軍も,警察も,税金も,銀行も,貨幣も,メディアも,・・・ビジネスも,革命も,領土的な限界を失った世界が各地に現れています.それは以前から予告されていた通り,大国にも及ぶでしょうか?

DREW CHRISTIE の風刺漫画‘Drones for America!’ NYT, February 18, 2013 を観ました.KGBの元スパイが,アメリカの都市上空に情報収集や暗殺のためのドローンが大量に飛び交う姿を見て喜びます.テロリストと戦うために,政府は国境を無視し,法の支配や裁判を無視し,プライヴァシーを無視するしかないのでしょうか?

2005年,イギリスで地下鉄を爆破するテロがあったとき,街の至る所に監視カメラがあることを知りました.犯人たちが家を出てから地下鉄に乗り込むまで,さまざまな監視カメラの映像で追跡できたのです.イギリス生まれの青年たちがインターネットでイスラム過激派に近付き,心酔して訓練を受けるようになったことも驚きでした.

アメリカのテレビ・ドラマ「24 Hours」では,テロ対策室がドローンや監視カメラを頻繁に利用します.それは架空のドラマですが,クレジットカードや銀行口座,顔による人物認識,電話における会話の傍受・検索,などとともに,ドローンによる都市の監視は,ここ数年の新聞と小説の中に現れます.

安全保障と犯罪,戦争と殺人・誘拐,軍隊と警察,という区別が消えてしまう世界に,国家は何を平和や市民的秩序として実現できるのでしょうか? NYTの風刺漫画が『1984年』や『素晴らしい新世界』を示して警告するだけでなく,北朝鮮の収容所や,キューバのグアンタナモ米軍基地は今も存在します.(しかし,中国では国内の労働矯正施設を改革する,と報道されています.)
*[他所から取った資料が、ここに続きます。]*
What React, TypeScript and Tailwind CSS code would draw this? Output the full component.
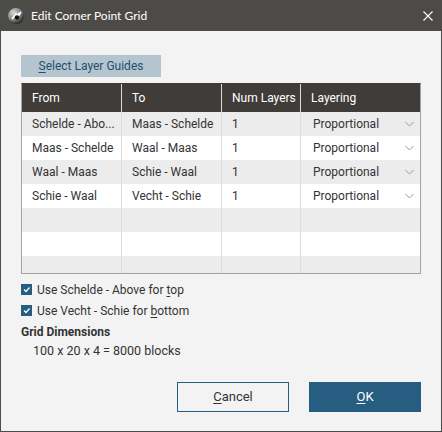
import { ReactNode } from "react";

const rows = [
  { from: "Schelde - Abo...", to: "Maas - Schelde", layers: "1", layering: "Proportional" },
  { from: "Maas - Schelde", to: "Waal - Maas", layers: "1", layering: "Proportional" },
  { from: "Waal - Maas", to: "Schie - Waal", layers: "1", layering: "Proportional" },
  { from: "Schie - Waal", to: "Vecht - Schie", layers: "1", layering: "Proportional" },
  null,
  null,
  null,
];

function Chevron() {
  return (
    <svg width="9" height="6" viewBox="0 0 9 6" className="mr-[6px]">
      <path d="M0.5 1 L4.5 5 L8.5 1" fill="none" stroke="#9a9a9a" strokeWidth="1" />
    </svg>
  );
}

function AppIcon() {
  return (
    <svg width="16" height="16" viewBox="0 0 16 16">
      <defs>
        <radialGradient id="g" cx="35%" cy="30%" r="75%">
          <stop offset="0%" stopColor="#d8d8d8" />
          <stop offset="55%" stopColor="#8a8a8a" />
          <stop offset="100%" stopColor="#1e1e1e" />
        </radialGradient>
      </defs>
      <circle cx="8" cy="8" r="8" fill="url(#g)" />
      <path d="M4 11 L8 6 L10 8 L13 4" fill="none" stroke="#fff" strokeWidth="1.6" />
      <circle cx="9" cy="9.5" r="2.2" fill="#111" />
      <circle cx="11" cy="6" r="1.3" fill="#fff" />
    </svg>
  );
}

function Check({ children }: { children: ReactNode }) {
  return (
    <div className="flex items-center h-[21px]">
      <span className="w-[11px] h-[11px] bg-[#275d80] flex items-center justify-center">
        <svg width="9" height="9" viewBox="0 0 9 9">
          <path d="M2 4.5 L4 6.5 L7.5 2.5" fill="none" stroke="#fff" strokeWidth="1.3" />
        </svg>
      </span>
      <span className="ml-[5px] text-[12px] text-[#333]">{children}</span>
    </div>
  );
}

function Cell({ children, first }: { children?: ReactNode; first?: boolean }) {
  return (
    <div className={`flex items-center ${first ? "" : "border-l border-[#dcdcdc]"} pl-[10px] overflow-hidden whitespace-nowrap`}>
      {children}
    </div>
  );
}

export default function App() {
  return (
    <div
      className="w-[442px] h-[432px] flex flex-col bg-[#f3f3f3] border-x border-b border-[#4d4b48]"
      style={{ fontFamily: "Roboto, 'Liberation Sans', sans-serif" }}
    >
      {/* Title bar */}
      <div className="h-[31px] shrink-0 bg-[#4d4b48] flex items-center pl-[8px] pr-[9px] text-white -mx-px">
        <AppIcon />
        <span className="ml-[7px] text-[12px]" style={{ fontFamily: "Lato, 'Open Sans', sans-serif" }}>
          Edit Corner Point Grid
        </span>
        <svg width="10" height="10" viewBox="0 0 10 10" className="ml-auto">
          <path d="M0.5 0.5 L9.5 9.5 M9.5 0.5 L0.5 9.5" stroke="#fff" strokeWidth="1.1" />
        </svg>
      </div>

      <div className="flex flex-col px-[20px] pt-[24px]">
        <button className="w-[140px] h-[22px] bg-[#b4c5cf] text-[12px] text-[#24506e]">
          <span className="underline underline-offset-2">S</span>elect Layer Guides
        </button>

        {/* Table */}
        <div className="mt-[6px] h-[191px] w-[400px] border border-[#a3a3a3] border-t-[#403c3a] overflow-hidden text-[12px]">
          <div className="grid grid-cols-[99px_100px_79px_120px] h-[28px] bg-[#403c3a] text-white">
            <Cell first>From</Cell>
            <Cell>To</Cell>
            <Cell>Num Layers</Cell>
            <Cell>Layering</Cell>
          </div>
          {rows.map((r, i) => (
            <div
              key={i}
              className={`grid grid-cols-[99px_100px_79px_120px] h-[24px] text-[#333] ${i % 2 === 0 ? "bg-[#ececec]" : "bg-white"}`}
            >
              <Cell first>{r?.from}</Cell>
              <Cell>{r?.to}</Cell>
              <Cell>{r?.layers}</Cell>
              <Cell>
                {r && (
                  <div className="flex items-center justify-between w-full pl-[2px]">
                    <span>{r.layering}</span>
                    <Chevron />
                  </div>
                )}
              </Cell>
            </div>
          ))}
        </div>

        <div className="mt-[5px]">
          <Check>
            Use Schelde - Above for <span className="underline underline-offset-2">t</span>op
          </Check>
          <Check>
            Use Vecht - Schie for <span className="underline underline-offset-2">b</span>ottom
          </Check>
        </div>
        <div className="mt-[2px] text-[12px] font-bold text-[#333]">Grid Dimensions</div>
        <div className="mt-[1px] ml-[12px] text-[12.5px] text-[#333]">100 x 20 x 4 = 8000 blocks</div>

        <div className="flex justify-end gap-[20px] mt-[21px]">
          <button className="w-[112px] h-[30px] border border-[#275d80] text-[13px] text-[#333]">
            <span className="underline underline-offset-2">C</span>ancel
          </button>
          <button className="w-[112px] h-[30px] bg-[#275d80] text-[13px] text-white">
            <span className="underline underline-offset-2">O</span>K
          </button>
        </div>
      </div>
    </div>
  );
}
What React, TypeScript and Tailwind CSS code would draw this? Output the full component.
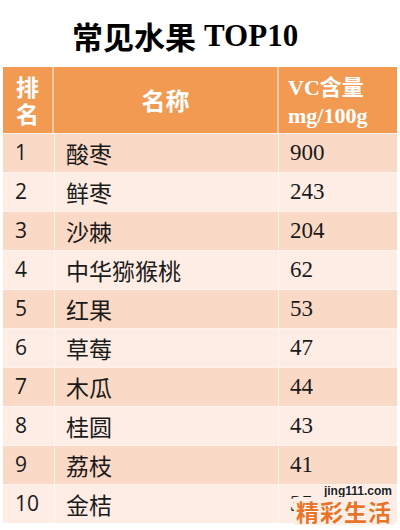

北欧でも,国家は変貌しました.社会民主主義や福祉国家のモデルと見なされたスウェーデンなどの北欧諸国が,実は,経済危機を経て,大幅な財政赤字削減や年金制度改革に成功した,ということです.Nokiaの携帯電話がAppleのスマートフォンや中国のHauweiによって市場を失った後,さまざまな改革と支援で,ビデオゲーム業界の新興企業を群生させた,というのは素晴らしいです.
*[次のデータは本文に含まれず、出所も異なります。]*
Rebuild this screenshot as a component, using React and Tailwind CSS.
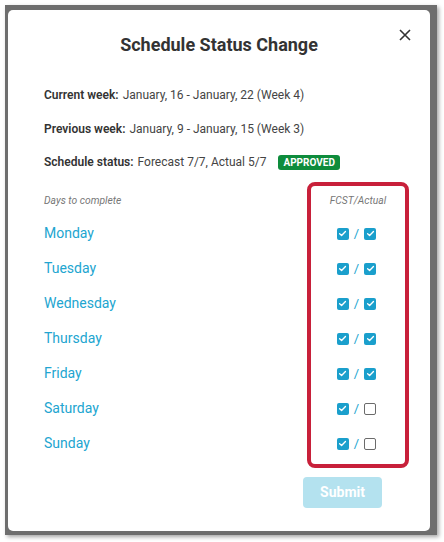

国家は,個人のさまざまな挑戦や幸福を実現するために大きな役割を与えられ,常に,制度や仕事の中身を革新し,同時に,信頼されるための厳しいチェックを受けます.なぜ学校がそれほど高い成果を挙げているのか? なぜ移民や難民をそれほど多く受け入れてきたのか? そして今,自由主義の価値を受け入れない移民たちとの軋轢を,政策や制度の見直しにどのように反映するのか?

新興企業群の面白い視点にも驚かされます.オフィスや家庭の掃除,という仕事を,専門的な管理技術と企業の意識改革によって尊敬されるグローバル企業にしたとか,ベビーブーム世代が引退する中で,高齢者たちが集団で暮らし,互いに助け合えるのを促すコミュニティーの建築・設計を提供したとか,テストは厳しいが,それによる選別はせず,教師に自由な試みを奨励したとか,学校はすべて一貫教育であり,バウチャー制が普及し,人々が学校を選択できることで公立高校の質を飛躍的に改善した,・・・という話は魅力的です.

オバマがアメリカの安全保障を対テロ戦術に向けて転換したことは,主要諸国の安全保障と軍備にも影響します.中国の労働矯正システムや,北朝鮮の核実験に関する姿勢も,法の支配を重視する新しい国際システムと無縁ではないでしょう.そして北欧諸国が示すように,成功するために,すべてがアメリカや中国のルール・監視体制に従う必要はないのです.

国家の本質は,将来も,大きく変化するでしょう.優れた安全保障に関する考え方を実現しつつ,プラグマティックで,革新を好み,質素で平等な幸福を共有して,政府や公的秩序に対する信頼を維持している国として,日本が称賛される時代になってほしいです.